Le système du logement est organisé en filières résidentielles très cloisonnées dans lesquelles les mal-logés se maintiennent ou se renouvellent dans les fractions les plus insalubres du parc immobilier, dont ils sont d’ailleurs souvent rejetés sous les effets de la spéculation immobilière. Par ailleurs, les conditions des marchés
locaux agissent sur les formes d’occupation du parc résidentiel. Un logement social n’est pas partout un « logement de pauvre ». L’objectif de 25 % de logements sociaux par commune, ou la volonté de produire des logements locatifs en dessous de la moyenne du prix immobilier des zones tendues (loi Duflot), vise davantage la régulation du marché locatif en faveur des couches mo yennes que la résolution du mal-logement.
Le nombre de logements construits chaque année correspond globalement à celui des nouveaux ménages entrant sur le marché et agit comme une variable d’ajustement. En outre, la part des logements locatifs est très faible dans la croissance annuelle du parc immobilier et les logements en accession à la propriété en absorbent les trois quarts. Ceci explique les tensions sur le marché locatif, les exigences des bailleurs et la hausse des loyers. Dans un souci d’équité sociale, ce panorama entre en complète inadéquation avec l’évolution d’une société de plus en plus précarisée et fragilisée.
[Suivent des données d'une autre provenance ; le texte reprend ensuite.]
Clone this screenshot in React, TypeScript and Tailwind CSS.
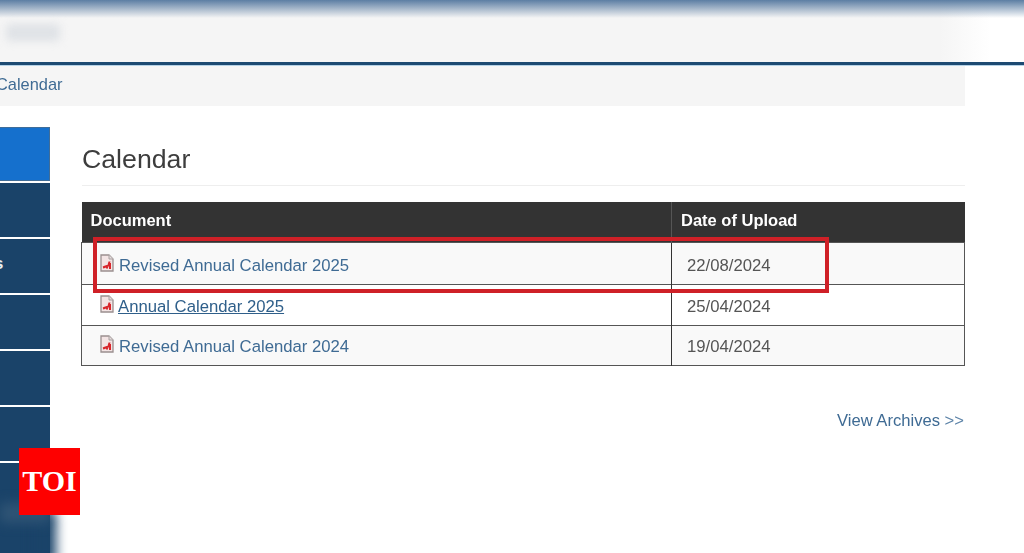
const sans = "font-['Liberation_Sans',Arial,sans-serif]";

function PdfIcon() {
  return (
    <svg width="14" height="18" viewBox="0 0 14 18" className="shrink-0">
      <path d="M1 1h8l4 4v12H1z" fill="#f3e4e4" stroke="#9a8f8f" strokeWidth="1.300" />
      <path d="M9 1v4h4" fill="#e4dcdc" stroke="#a8a0a0" strokeWidth="1" />
      <path d="M3 13.500c2-.6 5-2.200 7.500-2.600M9.500 7.500c-.3 2.400-1.500 5-3 7M10 9v6" fill="none" stroke="#d8262c" strokeWidth="2" />
    </svg>
  );
}

const rows = [
  { name: "Revised Annual Calendar 2025", date: "22/08/2024", bg: "bg-[#f9f9f9]", link: "text-[#3f6b94] ml-[5px]", h: "h-[42px]", pad: "pt-[5px]" },
  { name: "Annual Calendar 2025", date: "25/04/2024", bg: "bg-white", link: "text-[#2f5f8a] underline ml-[4px]", h: "h-[41px]", pad: "pt-[4px]" },
  { name: "Revised Annual Calendar 2024", date: "19/04/2024", bg: "bg-[#f9f9f9]", link: "text-[#3f6b94] ml-[5px]", h: "h-[40px]", pad: "pt-[3px]" },
];

export default function App() {
  return (
    <div className={`relative h-[553px] w-[1024px] overflow-hidden bg-white ${sans}`}>
      <div className="relative h-[62px] bg-[linear-gradient(to_right,#f5f5f5_940px,#ffffff_990px)]">
        <div className="h-[18px] bg-gradient-to-b from-[#5c7ea3] to-transparent" />
        <div className="absolute left-[6px] top-[24px] h-[17px] w-[54px] rounded bg-[#dfe2e6] blur-[4px]" />
      </div>
      <div className="h-[3px] bg-[#1d4a72]" />
      <div className="h-px bg-[#b5d2e6]" />

      <div className="flex h-[40px] w-[965px] items-center bg-[#f5f5f5] pb-[3px]">
        <span className="ml-[-4px] text-[16.4px] text-[#3f6b94] blur-[0.3px]">Calendar</span>
      </div>

      <div className="flex">
        <nav className="mt-[21px] flex h-[426px] w-[50px] flex-col gap-[2px]">
          <div className="h-[54px] border border-l-0 border-[#3f6d99] bg-[#1570cd]" />
          <div className="h-[54px] bg-[#1a4369]" />
          <div className="flex h-[54px] items-center bg-[#1a4369] pb-[4px]">
            <span className="ml-[-6px] text-[16.8px] font-bold text-[#e8edf2]">s</span>
          </div>
          <div className="h-[54px] bg-[#1a4369]" />
          <div className="h-[54px] bg-[#1a4369]" />
          <div className="h-[54px] bg-[#1a4369]" />
          <div className="h-[90px] shrink-0 bg-[#1a4369]" />
        </nav>

        <main className="ml-[32px] w-[883px]">
          <h1 className="mt-[37px] border-b border-[#eeeeee] pb-[9px] text-[26.7px] leading-[33px] font-normal text-[#3d3d3d] blur-[0.3px]">
            Calendar
          </h1>

          <table className="ml-[-1px] mt-[16px] w-[884px] table-fixed border-collapse text-[16.7px] blur-[0.25px]">
            <thead>
              <tr className="h-[40px] bg-[#333333] text-left font-bold text-white">
                <th className="w-[590px] border-r border-[#555555] pb-[2px] pl-[9px] text-[16.5px] font-bold">Document</th>
                <th className="pb-[2px] pl-[9px] text-[16.5px] font-bold">Date of Upload</th>
              </tr>
            </thead>
            <tbody>
              {rows.map((row) => (
                <tr key={row.date} className={`${row.bg} ${row.h} border border-[#555555]`}>
                  <td className={`border-r border-[#333333] pl-[18px] ${row.pad}`}>
                    <div className="flex items-center">
                      <span className="mb-[5px]">
                        <PdfIcon />
                      </span>
                      <a className={row.link}>{row.name}</a>
                    </div>
                  </td>
                  <td className={`pl-[15px] text-[#555555] ${row.pad}`}>{row.date}</td>
                </tr>
              ))}
            </tbody>
          </table>

          <div className="mt-[43px] pr-px text-right text-[16.6px] text-[#3f6b94] blur-[0.25px]">
            View Archives <span className="text-[#5c83a8]">&gt;&gt;</span>
          </div>
        </main>
      </div>

      {/* Highlight drawn over the first row */}
      <div className="absolute left-[93px] top-[237px] h-[56px] w-[736px] border-[4px] border-[#cf2027]" />

      {/* Blurred edge of the cropped image */}
      <div className="absolute bottom-[-10px] left-[34px] h-[50px] w-[22px] bg-[#1a4369] blur-[6px]" />
      <div className="absolute bottom-[30px] left-0 h-[20px] w-[50px] bg-[#2f5475] blur-[6px]" />

      {/* TOI badge */}
      <div className="absolute left-[19px] top-[448px] flex h-[67px] w-[61px] items-center justify-center bg-[#fe0000] pb-[2px]">
        <span className="font-['Liberation_Serif',serif] text-[30px] font-bold leading-none text-white">TOI</span>
      </div>
    </div>
  );
}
Il montre surtout que la crise du logement n’est pas quantitative, mais qualitative. Elle est provoquée par un écart de plus en plus important entre la catégorie des logements offerts et la demande des jeunes ménages et des catégories populaires.
Dans ce cadre, il nous semble nécessaire d’appeler à une refonte en profondeur du système. Aujourd’hui, celui-ci ne repose que sur la construction neuve ignorant totalement le parc existant dans lequel se libère deux à trois millions de logements chaque année. Or, il est tout à fait envisageable de mobiliser, à côté des logements sociaux pérennes déterminés par leur financement (ceux que nous connaissons aujourd’hui), cette offre produite par les déménagements afin de créer des logements sociaux temporaires au statut déterminé par leur occupation.